+++ Dataset excerpt +++
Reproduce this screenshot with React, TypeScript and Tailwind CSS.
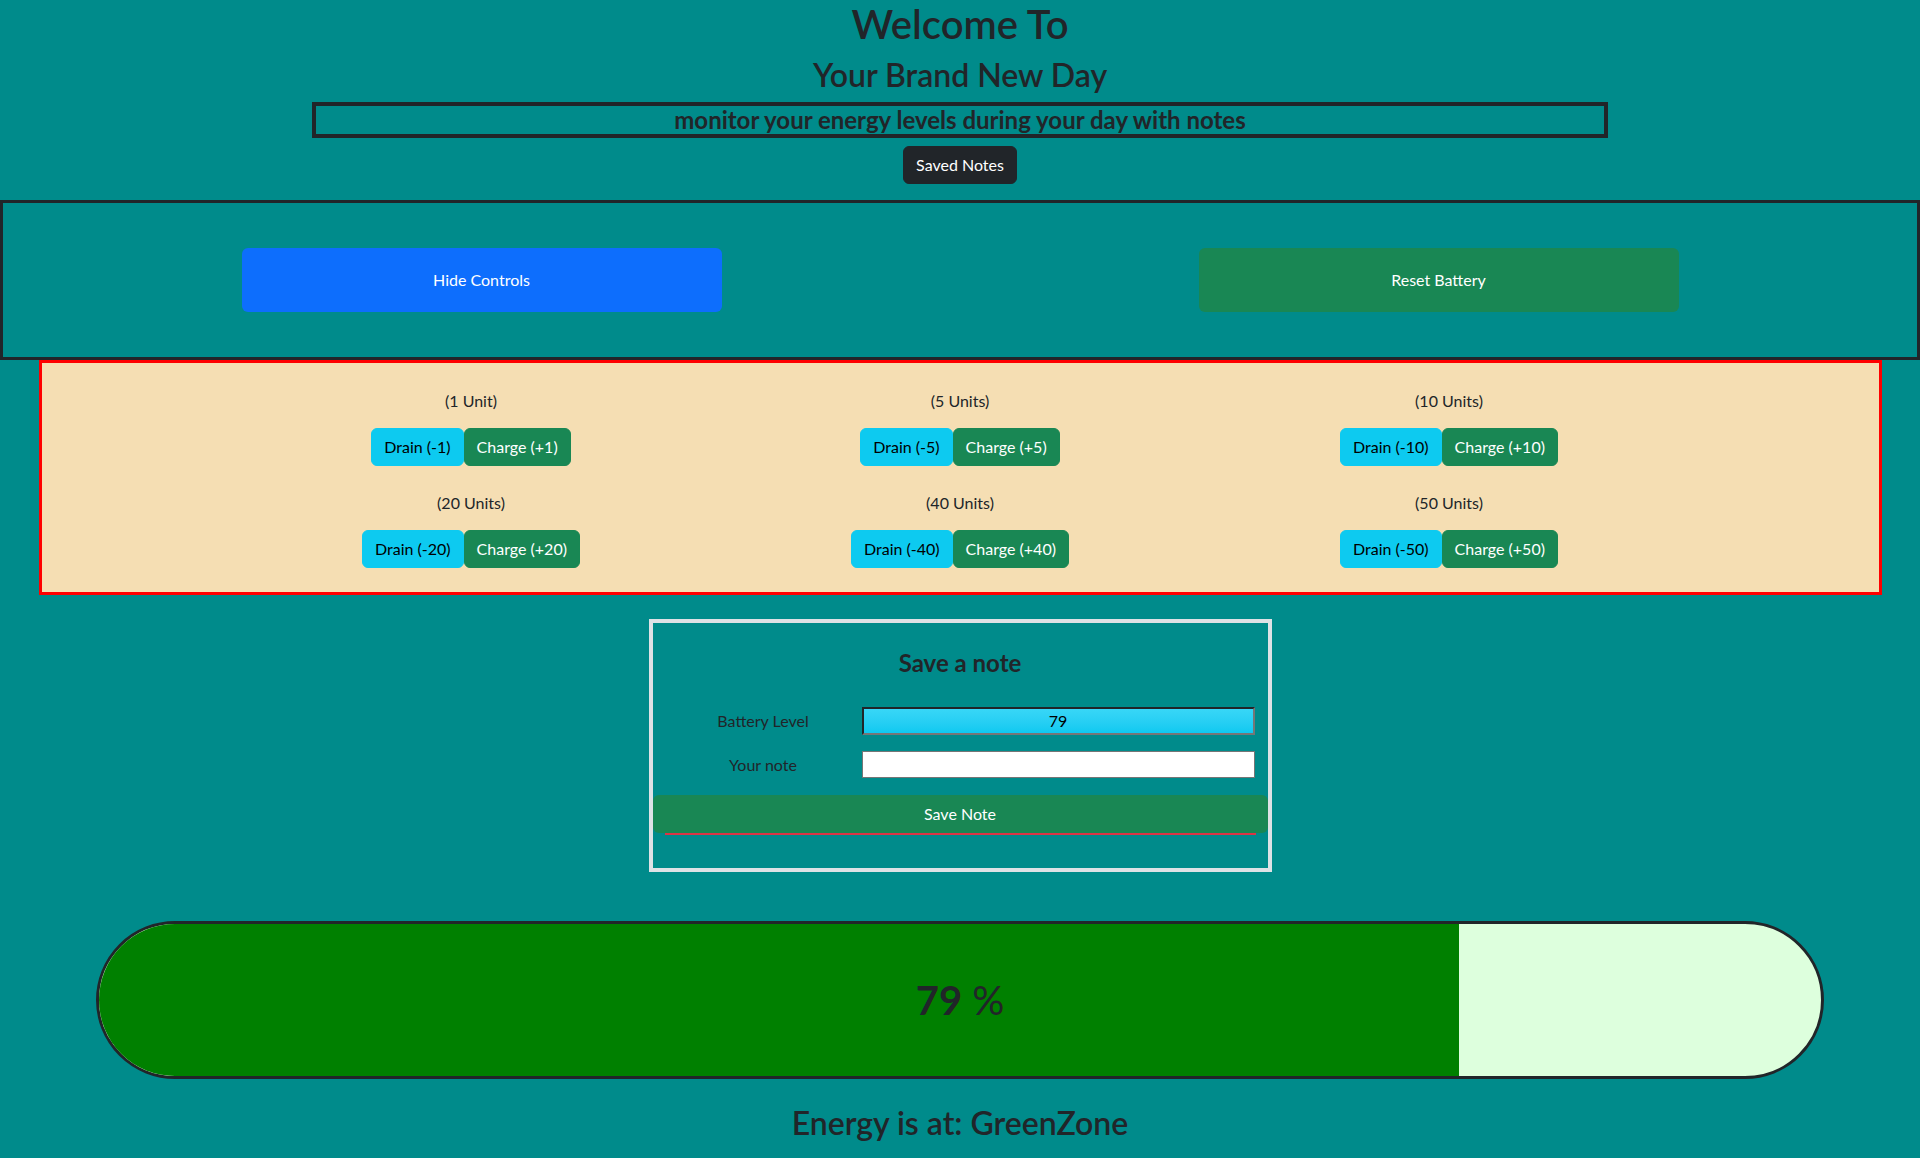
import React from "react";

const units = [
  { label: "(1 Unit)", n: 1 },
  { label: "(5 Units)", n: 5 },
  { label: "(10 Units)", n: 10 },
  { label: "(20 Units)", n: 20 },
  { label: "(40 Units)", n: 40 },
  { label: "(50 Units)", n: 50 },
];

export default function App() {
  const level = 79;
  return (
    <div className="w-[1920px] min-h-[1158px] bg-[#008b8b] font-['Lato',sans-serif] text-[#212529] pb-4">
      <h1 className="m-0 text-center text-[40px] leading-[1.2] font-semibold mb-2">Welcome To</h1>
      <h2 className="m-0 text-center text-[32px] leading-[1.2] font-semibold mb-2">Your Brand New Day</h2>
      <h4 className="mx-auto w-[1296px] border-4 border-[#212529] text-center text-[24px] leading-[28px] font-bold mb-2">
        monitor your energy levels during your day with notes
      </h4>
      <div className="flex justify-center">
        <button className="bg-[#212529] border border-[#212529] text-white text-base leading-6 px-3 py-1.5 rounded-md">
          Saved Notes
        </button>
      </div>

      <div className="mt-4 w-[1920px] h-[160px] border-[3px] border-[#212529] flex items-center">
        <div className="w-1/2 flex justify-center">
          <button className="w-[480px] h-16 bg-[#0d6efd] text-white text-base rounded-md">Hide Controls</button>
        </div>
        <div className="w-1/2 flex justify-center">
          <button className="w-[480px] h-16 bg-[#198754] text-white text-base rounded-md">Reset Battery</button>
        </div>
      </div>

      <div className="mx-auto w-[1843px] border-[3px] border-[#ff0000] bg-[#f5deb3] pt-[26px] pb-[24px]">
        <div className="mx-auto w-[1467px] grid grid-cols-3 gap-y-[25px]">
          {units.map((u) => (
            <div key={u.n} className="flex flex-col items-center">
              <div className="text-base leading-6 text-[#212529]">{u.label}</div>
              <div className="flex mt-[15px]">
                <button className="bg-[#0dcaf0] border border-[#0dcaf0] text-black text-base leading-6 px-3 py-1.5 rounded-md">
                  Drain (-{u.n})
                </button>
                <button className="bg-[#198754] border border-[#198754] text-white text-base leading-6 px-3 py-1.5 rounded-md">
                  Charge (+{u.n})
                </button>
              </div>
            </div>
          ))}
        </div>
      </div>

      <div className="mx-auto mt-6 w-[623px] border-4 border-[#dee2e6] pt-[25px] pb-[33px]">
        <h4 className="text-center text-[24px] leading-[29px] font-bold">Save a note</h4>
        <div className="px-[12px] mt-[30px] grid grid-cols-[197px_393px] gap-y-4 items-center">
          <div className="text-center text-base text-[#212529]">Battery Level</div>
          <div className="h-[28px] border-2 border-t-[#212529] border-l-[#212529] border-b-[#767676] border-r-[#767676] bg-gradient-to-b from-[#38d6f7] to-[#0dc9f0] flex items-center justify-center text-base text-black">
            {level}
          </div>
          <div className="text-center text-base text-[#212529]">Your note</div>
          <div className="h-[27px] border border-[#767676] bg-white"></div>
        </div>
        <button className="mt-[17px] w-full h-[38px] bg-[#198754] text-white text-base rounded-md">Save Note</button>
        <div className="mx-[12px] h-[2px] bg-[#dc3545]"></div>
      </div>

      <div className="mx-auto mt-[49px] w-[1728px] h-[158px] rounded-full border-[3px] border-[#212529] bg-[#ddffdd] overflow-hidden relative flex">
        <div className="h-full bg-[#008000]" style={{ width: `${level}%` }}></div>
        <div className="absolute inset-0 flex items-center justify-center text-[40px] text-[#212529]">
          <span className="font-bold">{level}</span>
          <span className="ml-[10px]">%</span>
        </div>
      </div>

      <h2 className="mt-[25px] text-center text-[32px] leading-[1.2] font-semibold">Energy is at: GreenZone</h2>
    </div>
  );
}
+++
▶ _What you should do_: Quote the preceding listing precisely and completely, omitting its images.

▶ _Reply to the task_:
Reproduce this screenshot with React, TypeScript and Tailwind CSS.
import React from "react";

const units = [
  { label: "(1 Unit)", n: 1 },
  { label: "(5 Units)", n: 5 },
  { label: "(10 Units)", n: 10 },
  { label: "(20 Units)", n: 20 },
  { label: "(40 Units)", n: 40 },
  { label: "(50 Units)", n: 50 },
];

export default function App() {
  const level = 79;
  return (
    <div className="w-[1920px] min-h-[1158px] bg-[#008b8b] font-['Lato',sans-serif] text-[#212529] pb-4">
      <h1 className="m-0 text-center text-[40px] leading-[1.2] font-semibold mb-2">Welcome To</h1>
      <h2 className="m-0 text-center text-[32px] leading-[1.2] font-semibold mb-2">Your Brand New Day</h2>
      <h4 className="mx-auto w-[1296px] border-4 border-[#212529] text-center text-[24px] leading-[28px] font-bold mb-2">
        monitor your energy levels during your day with notes
      </h4>
      <div className="flex justify-center">
        <button className="bg-[#212529] border border-[#212529] text-white text-base leading-6 px-3 py-1.5 rounded-md">
          Saved Notes
        </button>
      </div>

      <div className="mt-4 w-[1920px] h-[160px] border-[3px] border-[#212529] flex items-center">
        <div className="w-1/2 flex justify-center">
          <button className="w-[480px] h-16 bg-[#0d6efd] text-white text-base rounded-md">Hide Controls</button>
        </div>
        <div className="w-1/2 flex justify-center">
          <button className="w-[480px] h-16 bg-[#198754] text-white text-base rounded-md">Reset Battery</button>
        </div>
      </div>

      <div className="mx-auto w-[1843px] border-[3px] border-[#ff0000] bg-[#f5deb3] pt-[26px] pb-[24px]">
        <div className="mx-auto w-[1467px] grid grid-cols-3 gap-y-[25px]">
          {units.map((u) => (
            <div key={u.n} className="flex flex-col items-center">
              <div className="text-base leading-6 text-[#212529]">{u.label}</div>
              <div className="flex mt-[15px]">
                <button className="bg-[#0dcaf0] border border-[#0dcaf0] text-black text-base leading-6 px-3 py-1.5 rounded-md">
                  Drain (-{u.n})
                </button>
                <button className="bg-[#198754] border border-[#198754] text-white text-base leading-6 px-3 py-1.5 rounded-md">
                  Charge (+{u.n})
                </button>
              </div>
            </div>
          ))}
        </div>
      </div>

      <div className="mx-auto mt-6 w-[623px] border-4 border-[#dee2e6] pt-[25px] pb-[33px]">
        <h4 className="text-center text-[24px] leading-[29px] font-bold">Save a note</h4>
        <div className="px-[12px] mt-[30px] grid grid-cols-[197px_393px] gap-y-4 items-center">
          <div className="text-center text-base text-[#212529]">Battery Level</div>
          <div className="h-[28px] border-2 border-t-[#212529] border-l-[#212529] border-b-[#767676] border-r-[#767676] bg-gradient-to-b from-[#38d6f7] to-[#0dc9f0] flex items-center justify-center text-base text-black">
            {level}
          </div>
          <div className="text-center text-base text-[#212529]">Your note</div>
          <div className="h-[27px] border border-[#767676] bg-white"></div>
        </div>
        <button className="mt-[17px] w-full h-[38px] bg-[#198754] text-white text-base rounded-md">Save Note</button>
        <div className="mx-[12px] h-[2px] bg-[#dc3545]"></div>
      </div>

      <div className="mx-auto mt-[49px] w-[1728px] h-[158px] rounded-full border-[3px] border-[#212529] bg-[#ddffdd] overflow-hidden relative flex">
        <div className="h-full bg-[#008000]" style={{ width: `${level}%` }}></div>
        <div className="absolute inset-0 flex items-center justify-center text-[40px] text-[#212529]">
          <span className="font-bold">{level}</span>
          <span className="ml-[10px]">%</span>
        </div>
      </div>

      <h2 className="mt-[25px] text-center text-[32px] leading-[1.2] font-semibold">Energy is at: GreenZone</h2>
    </div>
  );
}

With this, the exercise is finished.